Ayinger Celebrator - It would be a stretch for someone who hasn’t travelled the backroads of Bavaria to suggest that this is the greatest doppelbock on Earth, but for my money it’s up there. Hearty, warming, smooth and sweet, Celebrator also has a great depth to its flavour and aroma. Despite something of an anti-lager bias amongst beer geeks (rather unfounded, I think) this beer has remained a favourite of the entire community for a couple of decades now. It also ages well, and I’ve had five year old bottles that developed just that little bit of fruitiness to add to its immense character. Like a lot of lagers, it’s kind of hard to write about, but I’ve included it because I know you’re going to love it.



Rochefort 8 - This massive beer is a fine introduction to the world of monastic brews. It showcases how beer can be a brute that punches you with silken hands.

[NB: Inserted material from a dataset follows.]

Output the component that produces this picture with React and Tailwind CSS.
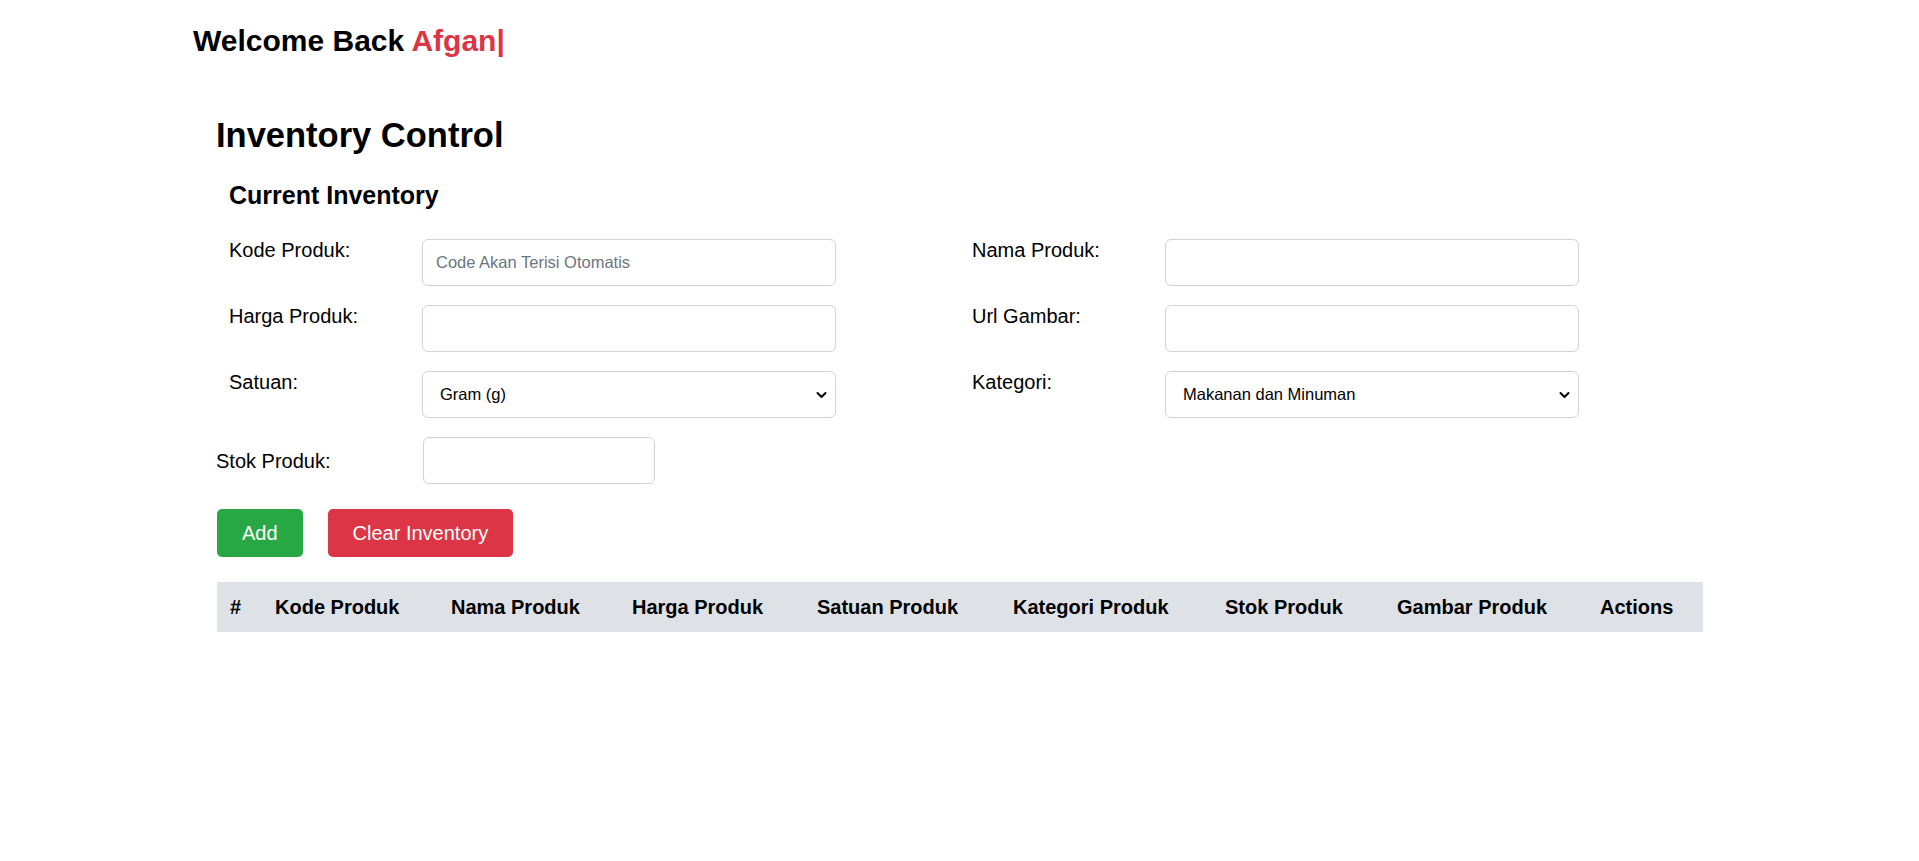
const fieldsLeft = [
  { label: "Kode Produk:", placeholder: "Code Akan Terisi Otomatis" },
  { label: "Harga Produk:" },
  { label: "Satuan:", options: ["Gram (g)", "Kilogram (kg)", "Liter (l)", "Pcs"] },
];

const fieldsRight = [
  { label: "Nama Produk:" },
  { label: "Url Gambar:" },
  { label: "Kategori:", options: ["Makanan dan Minuman", "Elektronik", "Pakaian"] },
];

const columns = [
  { name: "#", w: "w-[45px]" },
  { name: "Kode Produk", w: "w-[176px]" },
  { name: "Nama Produk", w: "w-[181px]" },
  { name: "Harga Produk", w: "w-[185px]" },
  { name: "Satuan Produk", w: "w-[196px]" },
  { name: "Kategori Produk", w: "w-[212px]" },
  { name: "Stok Produk", w: "w-[172px]" },
  { name: "Gambar Produk", w: "w-[203px]" },
  { name: "Actions", w: "w-[116px]" },
];

const Chevron = () => (
  <svg
    className="pointer-events-none absolute right-[9px] top-1/2 -translate-y-1/2 w-[11px] h-[7px]"
    viewBox="0 0 11 7"
    fill="none"
    stroke="black"
    strokeWidth="2"
    strokeLinecap="round"
    strokeLinejoin="round"
  >
    <path d="M1.5 1.5L5.5 5.5L9.5 1.5" />
  </svg>
);

const Field = ({ label, placeholder, options }) => {
  return (
    <div className="flex items-start">
      <label className="w-[193px] shrink-0 text-[20px] leading-[22px]">{label}</label>
      {options ? (
        <div className="relative w-[414px] h-[47px]">
          <select className="appearance-none w-full h-full border border-[#ced4da] rounded-[6px] bg-white pl-[17px] pr-[30px] text-[16.5px] text-black outline-none">
            {options.map((o) => (
              <option key={o}>{o}</option>
            ))}
          </select>
          <Chevron />
        </div>
      ) : (
        <input
          type="text"
          placeholder={placeholder}
          className="w-[414px] h-[47px] border border-[#ced4da] rounded-[6px] px-[13px] text-[16.5px] outline-none placeholder:text-[#6c757d]"
        />
      )}
    </div>
  );
};

export default function App() {
  return (
    <div className="min-h-screen bg-white text-black font-['Liberation_Sans',Arial,sans-serif]">
      <div className="pl-[193px] pt-[23px]">
        <h1 className="text-[30px] font-bold leading-[36px]">
          Welcome Back <span className="text-[#dc3545]">Afgan|</span>
        </h1>
      </div>

      <div className="pl-[216px] pr-[216px] mt-[56px]">
        <h2 className="text-[34.5px] font-bold leading-[40px]">Inventory Control</h2>
        <h3 className="mt-[25px] pl-[13px] text-[25px] font-bold leading-[30px]">Current Inventory</h3>

        <div className="mt-[29px] pl-[13px] grid grid-cols-[607px_607px] gap-x-[136px]">
          <div className="flex flex-col gap-[19px]">
            {fieldsLeft.map((f) => (
              <Field key={f.label} {...f} />
            ))}
          </div>
          <div className="flex flex-col gap-[19px]">
            {fieldsRight.map((f) => (
              <Field key={f.label} {...f} />
            ))}
          </div>
        </div>

        <div className="mt-[19px] flex items-center">
          <label className="w-[207px] shrink-0 text-[20px] leading-[22px]">Stok Produk:</label>
          <input
            type="number"
            className="w-[232px] h-[47px] border border-[#ced4da] rounded-[6px] px-[13px] text-[16.5px] outline-none"
          />
        </div>

        <div className="mt-[25px] flex gap-[25px] pl-[1px]">
          <button className="h-[48px] px-[25px] rounded-[5px] bg-[#28a745] text-white text-[20px]">Add</button>
          <button className="h-[48px] px-[25px] rounded-[5px] bg-[#dc3545] text-white text-[20px]">Clear Inventory</button>
        </div>

        <div className="mt-[25px] pl-[1px]">
          <table className="w-[1486px] table-fixed border-collapse">
            <thead>
              <tr className="bg-[#dee2e6]">
                {columns.map((c) => (
                  <th key={c.name} className={`${c.w} h-[50px] px-[13px] text-left text-[20px] font-bold`}>
                    {c.name}
                  </th>
                ))}
              </tr>
            </thead>
            <tbody></tbody>
          </table>
        </div>
      </div>
    </div>
  );
}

Superbly crafted, with startling complexity of dark malts, fruity esters and alcohol, Rochefort 8 is a fabulous dessert beer. The big, dark monastic beers and their imitators are some of the most treasured brews in the world. There are bigger ones than this – Rochefort 10 for starters – but for balance and just a great introduction to the world of massive beer, this fits the bill very nicely.



Orval - Orval is beer. To love beer is to love Orval. It has everything you can find in other beers – gorgeous colour, dense rocky head, lots of malt, lots of hop, lots of yeast, and as an added bonus, brettanomyces. Brett is one of those little cool things you have to know about if you’re going to be a beer lover. It’s one of the things that makes lambic so sour, but it can be used to great effect in other beers as well. Orval takes all the components that make beer the world’s greatest and most diverse beverage and puts them all in one handy, bowling-pin-shaped bottle. (Yes, the bottles do vary, even within the same case, but it’s not that hard to find an Orval in top form). It is a challenging beer. If you love it at first sip, you’re a born beer lover. But if you don’t love it right away, keep working at it. Peel back the layers and study the nuances. It’s a masterpiece and you must try it.